DIRECTIONS FOR THIS TASK: Search the data for the word "size". Reproduce every line where it is found.

>> Begin SUPPLIED INFORMATION

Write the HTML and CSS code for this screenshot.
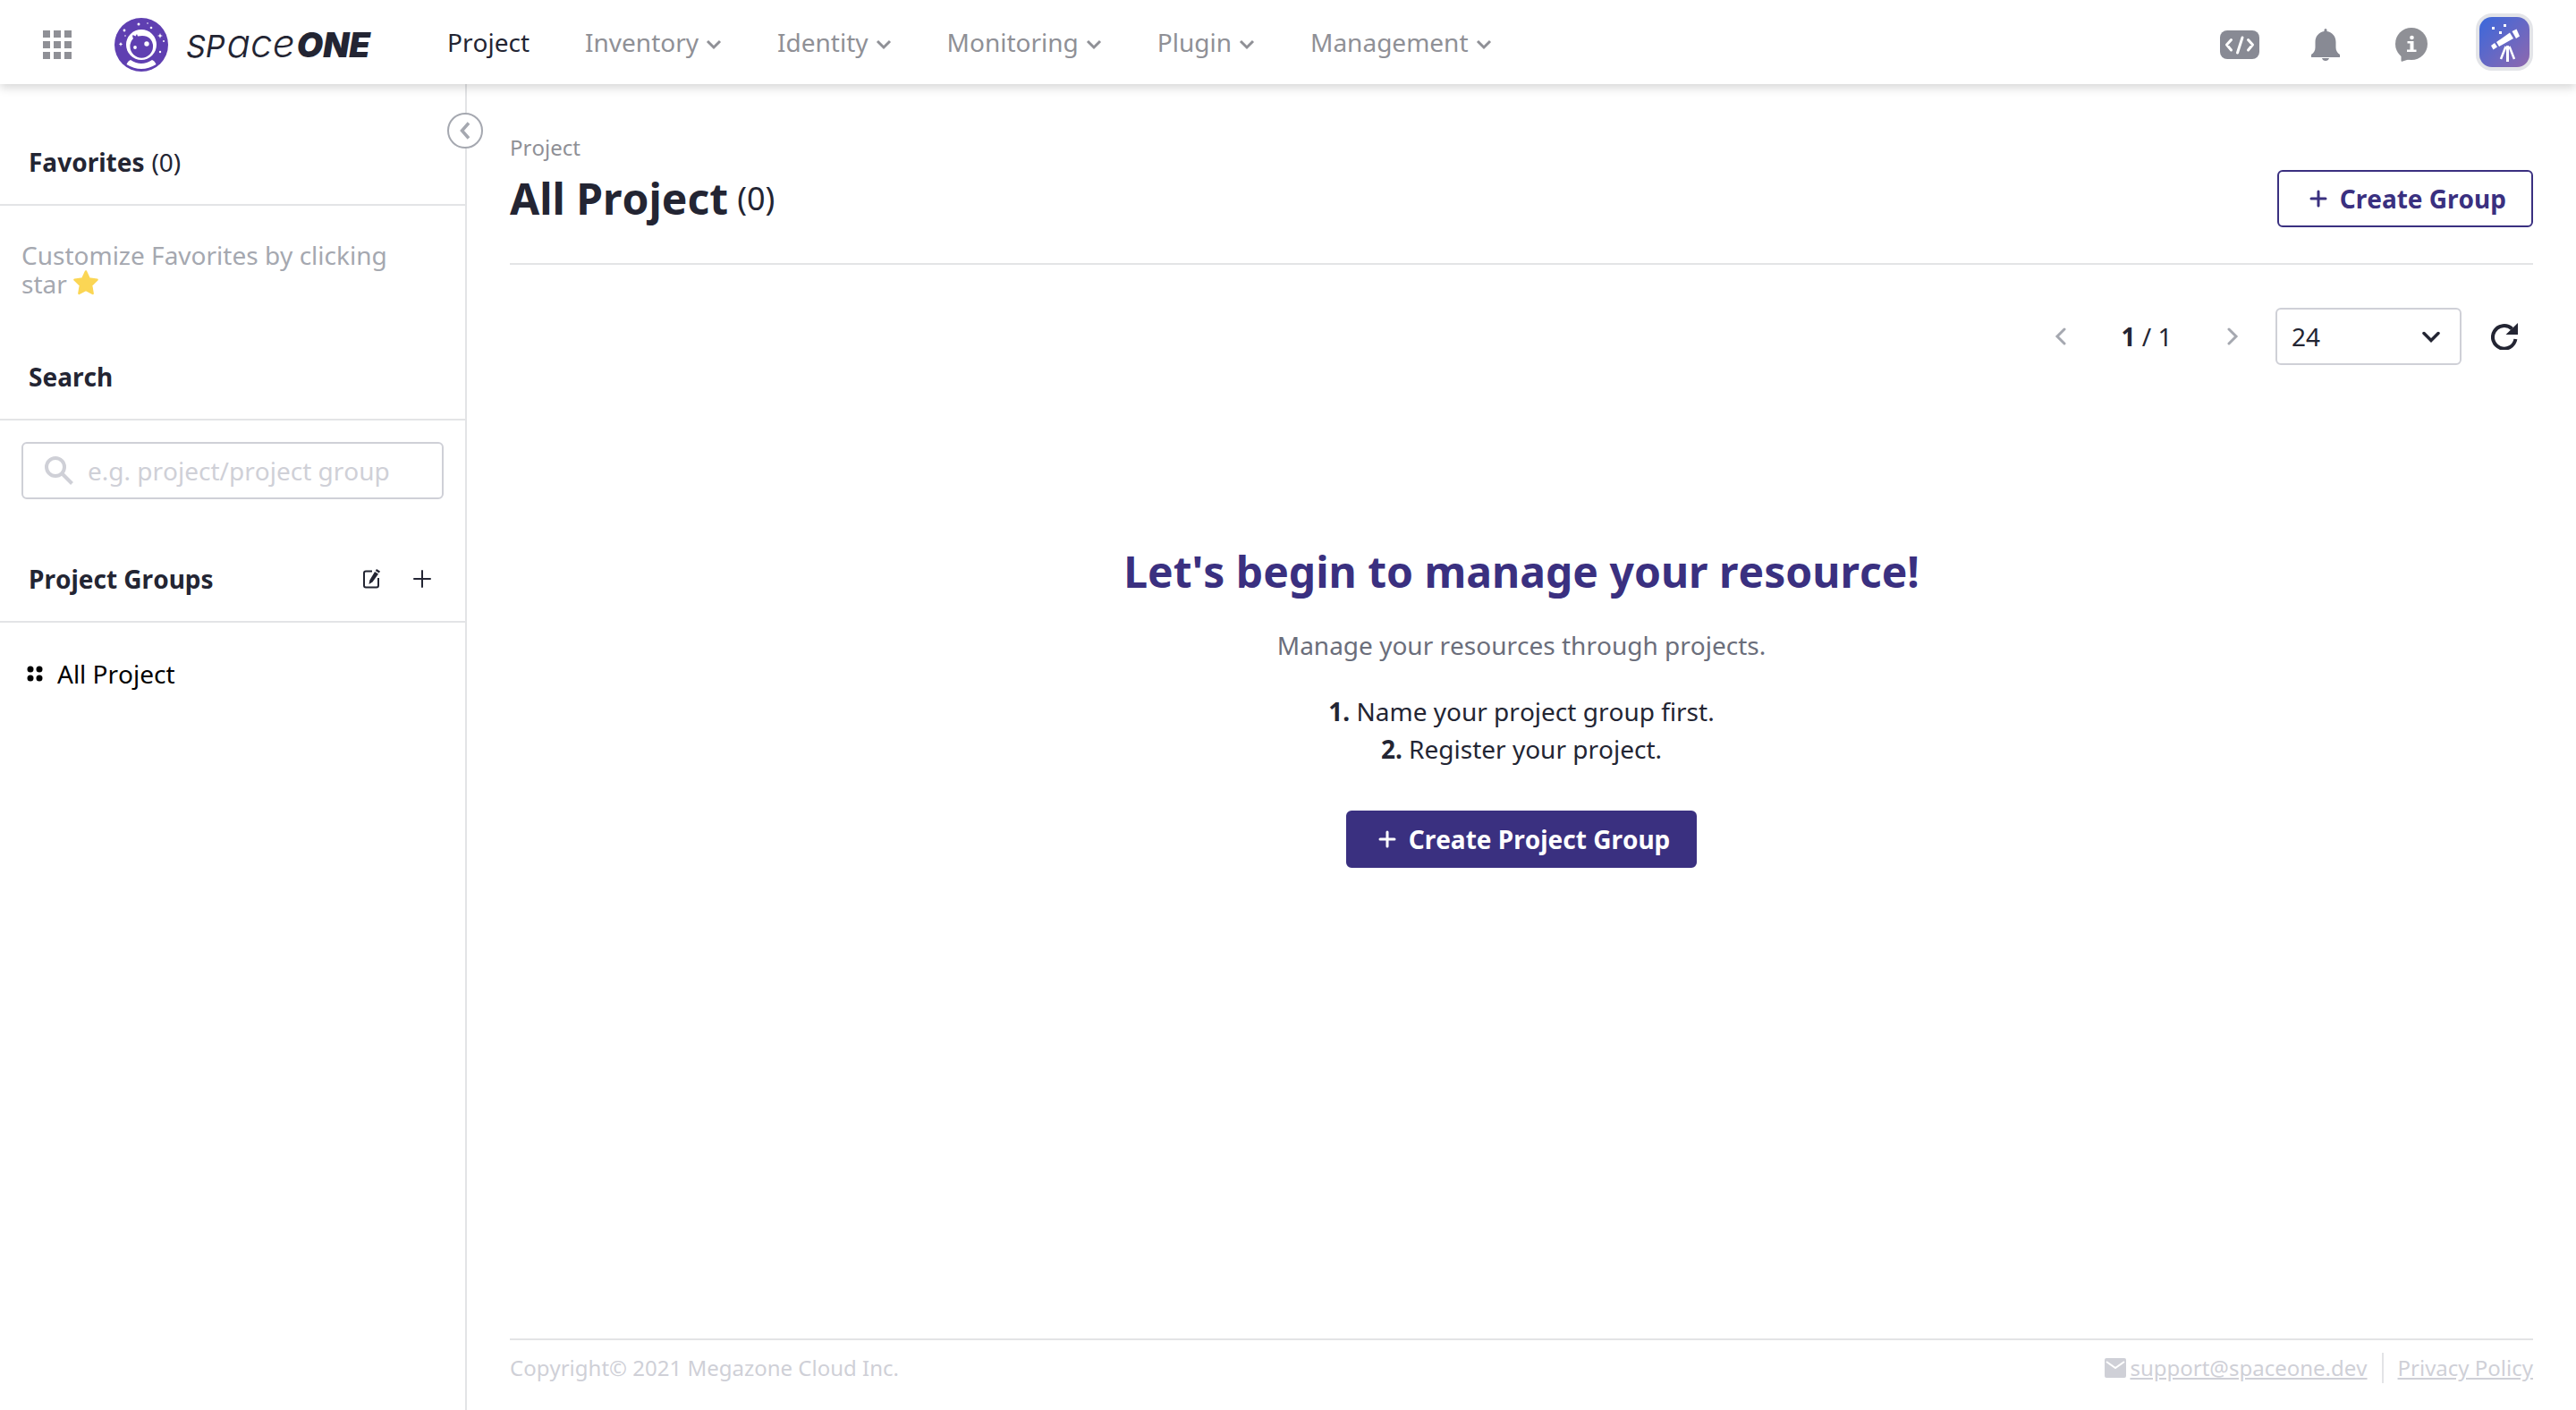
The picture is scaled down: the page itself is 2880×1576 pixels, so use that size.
FILE: index.html
```html
<!DOCTYPE html>
<html lang="en">
<head>
<meta charset="utf-8">
<meta name="viewport" content="width=device-width, initial-scale=1">
<title>Project - SpaceONE</title>
<link rel="stylesheet" href="styles.css">
</head>
<body>
<header class="topbar">
  <button class="icon-btn apps" type="button" aria-label="All services">
    <svg width="32" height="32" viewBox="0 0 32 32" fill="#8f9096"><path d="M0 0h8v8H0zM12 0h8v8h-8zM24 0h8v8h-8zM0 12h8v8H0zM12 12h8v8h-8zM24 12h8v8h-8zM0 24h8v8H0zM12 24h8v8h-8zM24 24h8v8h-8z"/></svg>
  </button>
  <a class="brand" href="#" aria-label="SpaceONE home">
    <svg width="60" height="60" viewBox="0 0 60 60">
      <circle cx="30" cy="30" r="30" fill="#5f3fb1"/>
      <circle cx="30" cy="30" r="17" fill="#fff"/>
      <path d="M21 23q-1.500-2-.5-4l3 1.500L25 18l1 2.500q9-2 13.500 2.500A12.800 12.800 0 1121 23z" fill="#5f3fb1"/>
      <path d="M18 47q12 8 24 0 3 1 4.500 5Q30 62 13.500 52q1.500-4 4.500-5z" fill="#fff"/>
      <g fill="#fff"><circle cx="36" cy="29" r="2.700"/><circle cx="23" cy="33" r="1.900"/><circle cx="27" cy="7" r="1.500"/><circle cx="41" cy="11" r="1.300"/><circle cx="11" cy="14" r="1.400"/><circle cx="37" cy="6" r=".8"/><circle cx="12" cy="20" r=".8"/><circle cx="51" cy="38" r="1.200"/><circle cx="55" cy="26" r="1"/><path d="M51 17l.8 2.200L54 20l-2.200.8L51 23l-.8-2.200L48 20l2.200-.8zM7 27l.7 1.600 1.600.7-1.600.7L7 32l-.7-2-1.600-.7 1.600-.7z"/></g>
    </svg>
    <span class="wordmark"><span class="wm-caps">SP</span><span class="wm-low">ace</span><b class="wm-one">ONE</b></span>
  </a>
  <nav class="menu" aria-label="Main">
    <a class="menu-item current" href="#">Project</a>
    <a class="menu-item" href="#">Inventory<svg class="caret" viewBox="0 0 18 12"><path d="M2 2l7 7 7-7"/></svg></a>
    <a class="menu-item" href="#">Identity<svg class="caret" viewBox="0 0 18 12"><path d="M2 2l7 7 7-7"/></svg></a>
    <a class="menu-item" href="#">Monitoring<svg class="caret" viewBox="0 0 18 12"><path d="M2 2l7 7 7-7"/></svg></a>
    <a class="menu-item" href="#">Plugin<svg class="caret" viewBox="0 0 18 12"><path d="M2 2l7 7 7-7"/></svg></a>
    <a class="menu-item" href="#">Management<svg class="caret" viewBox="0 0 18 12"><path d="M2 2l7 7 7-7"/></svg></a>
  </nav>
  <div class="tools">
    <button class="icon-btn tool" type="button" aria-label="Cloud shell">
      <svg width="44" height="32" viewBox="0 0 44 32"><rect width="44" height="32" rx="8" fill="#888a94"/><path d="M12.500 10.500L7.500 16l5 6M31.500 10.500l5 5.500-5 6M25 8l-5.500 17" fill="none" stroke="#fff" stroke-width="3" stroke-linecap="round" stroke-linejoin="round"/></svg>
    </button>
    <button class="icon-btn tool" type="button" aria-label="Notifications">
      <svg width="32" height="36" viewBox="0 0 32 36" fill="#888a94"><path d="M14.500 1.500a1.500 1.500 0 013 0V3C24 4 27.500 9 27.500 15v6c0 3.500 1.500 6 4.500 8v3H0v-3c3-2 4.500-4.500 4.500-8v-6c0-6 3.500-11 10-12zM12 33h8c-.5 2-2 3-4 3s-3.500-1-4-3z"/></svg>
    </button>
    <button class="icon-btn tool" type="button" aria-label="Information">
      <svg width="36" height="38" viewBox="0 0 36 38"><circle cx="18" cy="18" r="18" fill="#8f9096"/><path d="M6.500 30v7q0 1 1 .8L16 35z" fill="#8f9096"/><circle cx="18.500" cy="11" r="2.300" fill="#fff"/><path d="M13.500 15h7v9.500h3V27H13v-2.500h3.500v-7h-3z" fill="#fff"/></svg>
    </button>
    <button class="icon-btn avatar" type="button" aria-label="My account">
      <svg width="56" height="56" viewBox="0 0 56 56"><defs><linearGradient id="sky" x1="0" y1="0" x2="1" y2="1"><stop offset="0" stop-color="#3a68dc"/><stop offset="1" stop-color="#8f68ae"/></linearGradient></defs><rect width="56" height="56" rx="14" fill="url(#sky)"/>
      <g fill="#fff"><path d="M14 11h3v3h-3zM27 8h3v3h-3zM22 16h3v3h-3zM36.500 16l5-2.500 3.500 8-4 2.500zM19 28l15-10.500 4 6.500-16 9zM13 32l4-3 3 4.500-4.500 3zM30 32h3v18h-3z"/></g><path d="M29.500 33L24 47M33.500 33L39 47" stroke="#fff" stroke-width="2.500"/></svg>
    </button>
  </div>
</header>
<div class="page">
  <aside class="sidebar">
    <button class="collapse" type="button" aria-label="Collapse sidebar"><svg width="12" height="20" viewBox="0 0 12 20"><path d="M10 1.500L2.500 10l7.500 8.500" fill="none" stroke="#a5a8b0" stroke-width="3.500"/></svg></button>
    <section>
      <h2 class="side-title">Favorites <span class="side-count">(0)</span></h2>
      <p class="hint">Customize Favorites by clicking star <svg class="star" viewBox="0 0 28 28"><path d="M14 1.500l3.700 8 8.800 1.200-6.400 6.200 1.500 9.100-7.600-4.200L6.400 26l1.500-9.100-6.400-6.200 8.800-1.200z" fill="#fbd654" stroke="#fbd654" stroke-width="2.500" stroke-linejoin="round"/></svg></p>
    </section>
    <section>
      <h2 class="side-title"><label for="search">Search</label></h2>
      <div class="search">
        <svg width="32" height="32" viewBox="0 0 32 32" fill="none" stroke="#cfd0d7" stroke-width="4"><circle cx="12" cy="12" r="10"/><path d="M19 19l11.500 11.500"/></svg>
        <input id="search" class="search-input" type="text" placeholder="e.g. project/project group">
      </div>
    </section>
    <section>
      <div class="side-title">
        <h2 class="side-heading">Project Groups</h2>
        <button class="icon-btn" type="button" aria-label="Edit groups"><svg width="20" height="22" viewBox="0 0 20 22"><path d="M10 2.500H3Q1 2.500 1 4.500v14q0 2 2 2h12q2 0 2-2V10" fill="none" stroke="#232533" stroke-width="2"/><path d="M15 0l4 2.500-1.200 2-4-2.500zM13 3l4 2.500-6.500 9-4 2.500.8-4.500z" fill="#232533"/></svg></button>
        <button class="icon-btn" type="button" aria-label="Add group"><svg width="20" height="20" viewBox="0 0 20 20"><path d="M10 1v18M1 10h18" stroke="#232533" stroke-width="2" stroke-linecap="round"/></svg></button>
      </div>
      <a class="tree-item" href="#"><svg width="18" height="18" viewBox="0 0 18 18"><circle cx="4" cy="4" r="3.500"/><circle cx="14" cy="4" r="3.500"/><circle cx="4" cy="14" r="3.500"/><circle cx="14" cy="14" r="3.500"/></svg>All Project</a>
    </section>
  </aside>
  <main class="content">
    <a class="crumb" href="#">Project</a>
    <div class="title-row">
      <h1 class="title">All Project</h1>
      <span class="title-count">(0)</span>
      <button class="btn outline" type="button"><svg width="20" height="20" viewBox="0 0 20 20"><path d="M10 2v16M2 10h16"/></svg>Create Group</button>
    </div>
    <div class="toolbar">
      <button class="square" type="button" aria-label="Previous page" disabled><svg width="14" height="20" viewBox="0 0 14 20"><path d="M11 2l-8 8 8 8" fill="none" stroke="#a5a8b0" stroke-width="3" stroke-linecap="round"/></svg></button>
      <span class="pages"><b>1</b> / 1</span>
      <button class="square" type="button" aria-label="Next page" disabled><svg width="14" height="20" viewBox="0 0 14 20"><path d="M3 2l8 8-8 8" fill="none" stroke="#a5a8b0" stroke-width="3" stroke-linecap="round"/></svg></button>
      <div class="select-wrap">
        <select class="select" aria-label="Projects per page"><option>24</option><option>36</option><option>48</option></select>
        <svg class="select-arrow" width="20" height="14" viewBox="0 0 20 14"><path d="M2 2.500l8 8 8-8" fill="none" stroke="#232533" stroke-width="3.500" stroke-linecap="round"/></svg>
      </div>
      <button class="square" type="button" aria-label="Refresh"><svg width="30" height="30" viewBox="0 0 30 30"><path d="M23.500 6.500A12.800 12.800 0 1027.400 18" fill="none" stroke="#232533" stroke-width="4"/><path d="M30 0v13H16.500z" fill="#232533"/></svg></button>
    </div>
    <section class="empty">
      <h2 class="empty-title">Let's begin to manage your resource!</h2>
      <p class="empty-text">Manage your resources through projects.</p>
      <p class="step"><b>1.</b> Name your project group first.</p>
      <p class="step"><b>2.</b> Register your project.</p>
      <button class="btn solid" type="button"><svg width="20" height="20" viewBox="0 0 20 20"><path d="M10 2v16M2 10h16"/></svg>Create Project Group</button>
    </section>
    <footer class="footer">
      <span class="copyright">Copyright© 2021 Megazone Cloud Inc.</span>
      <a class="foot-link" href="mailto:support@spaceone.dev"><svg width="24" height="22" viewBox="0 0 24 22"><rect width="24" height="22" rx="2" fill="#cfd0d7"/><path d="M2 4l10 7 10-7" fill="none" stroke="#fff" stroke-width="2"/></svg><span class="foot-text">support@spaceone.dev</span></a>
      <a class="foot-link policy" href="#"><span class="foot-text">Privacy Policy</span></a>
    </footer>
  </main>
</div>
</body>
</html>
```
FILE: styles.css
```css
* { box-sizing: border-box; }
body {
  margin: 0;
  min-height: 100vh;
  display: flex;
  flex-direction: column;
  background: #fff;
  color: #232533;
  font: 28px/42px "Noto Sans", sans-serif;
  font-kerning: none;
}
h1, h2, p { margin: 0; }
a { color: inherit; text-decoration: none; }
button, input, select { font: inherit; font-kerning: inherit; color: inherit; }
svg { display: block; flex: none; }

.icon-btn { display: flex; align-items: center; justify-content: center; padding: 0; border: 0; background: none; }

/* Top bar */
.topbar {
  display: flex;
  align-items: center;
  height: 94px;
  padding: 0 48px;
  background: #fff;
  box-shadow: 0 4px 10px rgba(0, 0, 0, .16);
  position: relative;
  z-index: 2;
}
.apps { padding-top: 6px; }
.brand { display: flex; align-items: center; gap: 20px; width: 324px; margin-left: 48px; padding-top: 6px; }
.wordmark { display: flex; align-items: baseline; gap: 2px; font-family: Inter, sans-serif; font-style: italic; }
.wm-caps { font-size: 34px; }
.wm-low { font-size: 44px; font-weight: 300; }
.wm-one { font-size: 38px; font-weight: 900; }
.menu { display: flex; gap: 62px; margin-left: 48px; color: #8f9096; }
.menu-item { display: flex; align-items: center; gap: 8px; }
.current { color: #232533; }
.caret { width: 18px; height: 12px; margin-top: 6px; fill: none; stroke: #8f9096; stroke-width: 3; }
.tools { display: flex; align-items: center; margin-left: auto; }
.tool { width: 96px; height: 64px; padding-top: 6px; }
.avatar { width: 64px; height: 64px; margin-left: 24px; border-radius: 18px; background: #e3e4e8; }

/* Page frame */
.page { flex: 1; display: flex; }
.sidebar { position: relative; width: 522px; flex: none; border-right: 2px solid #e3e4e6; }
.collapse {
  position: absolute;
  top: 32px;
  right: -20px;
  width: 40px;
  height: 40px;
  display: flex;
  align-items: center;
  justify-content: center;
  padding: 0;
  border: 2px solid #a5a8b0;
  border-radius: 50%;
  background: #fff;
}
.side-title {
  display: flex;
  align-items: center;
  gap: 8px;
  padding: 66px 32px 26px;
  border-bottom: 2px solid #e3e4e6;
  font-size: 28px;
  font-weight: 700;
}
.side-title .icon-btn { width: 32px; margin-left: 16px; }
.side-heading { flex: 1; font-size: 28px; }
.side-count { font-weight: 400; }
.hint { padding: 39px 64px 1px 24px; line-height: 32px; color: #a5a8b0; }
.star { display: inline-block; width: 28px; height: 28px; vertical-align: -2px; }
.search {
  display: flex;
  align-items: center;
  gap: 16px;
  height: 64px;
  margin: 24px 24px 2px;
  padding: 0 24px;
  border: 2px solid #cfd0d7;
  border-radius: 6px;
}
.search-input { flex: 1; min-width: 0; padding: 0; border: 0; outline: 0; background: none; }
.search-input::placeholder { color: #cfd0d7; opacity: 1; }
.tree-item { display: flex; align-items: center; gap: 16px; padding: 36px 30px 0; color: #000; }

/* Content */
.content { flex: 1; min-width: 0; display: flex; flex-direction: column; padding: 55px 48px 0; }
.crumb { align-self: flex-start; font-size: 24px; line-height: 32px; color: #8f9096; }
.title-row { display: flex; align-items: center; gap: 10px; padding: 9px 0 40px; border-bottom: 2px solid #e3e4e6; }
.title { font-size: 48px; line-height: 64px; }
.title-count { font-size: 36px; }
.btn {
  display: flex;
  align-items: center;
  gap: 14px;
  height: 64px;
  padding: 0 28px 0 34px;
  border: 2px solid #3a3080;
  border-radius: 6px;
  font-weight: 700;
}
.btn path { stroke: currentColor; stroke-width: 3; stroke-linecap: round; }
.outline { margin-left: auto; background: #fff; color: #3a3080; }
.solid { margin-top: 48px; background: #3a3080; color: #fff; }

.toolbar { display: flex; align-items: center; justify-content: flex-end; margin-top: 48px; }
.square { width: 64px; height: 64px; display: flex; align-items: center; justify-content: center; padding: 0; border: 0; background: none; }
.pages { min-width: 128px; text-align: center; }
.select-wrap { position: relative; margin: 0 16px; }
.select {
  display: block;
  width: 208px;
  height: 64px;
  padding: 0 16px;
  border: 2px solid #cfd0d7;
  border-radius: 6px;
  background: #fff;
  appearance: none;
}
.select-arrow { position: absolute; top: 26px; right: 24px; pointer-events: none; }

.empty { display: flex; flex-direction: column; align-items: center; padding: 198px 0 96px; }
.empty-title { font-size: 48px; line-height: 66px; color: #3a3080; }
.empty-text { margin: 28px 0 32px; color: #6b6e7b; }

.footer {
  display: flex;
  align-items: center;
  margin-top: auto;
  padding: 14px 0 30px;
  border-top: 2px solid #e3e4e6;
  font-size: 24px;
  line-height: 34px;
  color: #cfd0d7;
}
.copyright { flex: 1; }
.foot-link { display: flex; align-items: center; gap: 4px; }
.foot-text { text-decoration: underline; }
.policy { margin-left: 16px; padding-left: 16px; border-left: 2px solid #e3e4e6; }
```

>> End SUPPLIED INFORMATION

EXERCISE RESPONSE:
The picture is scaled down: the page itself is 2880×1576 pixels, so use that size.
.wm-caps { font-size: 34px; }
.wm-low { font-size: 44px; font-weight: 300; }
.wm-one { font-size: 38px; font-weight: 900; }
  font-size: 28px;
.side-heading { flex: 1; font-size: 28px; }
.crumb { align-self: flex-start; font-size: 24px; line-height: 32px; color: #8f9096; }
.title { font-size: 48px; line-height: 64px; }
.title-count { font-size: 36px; }
.empty-title { font-size: 48px; line-height: 66px; color: #3a3080; }
  font-size: 24px;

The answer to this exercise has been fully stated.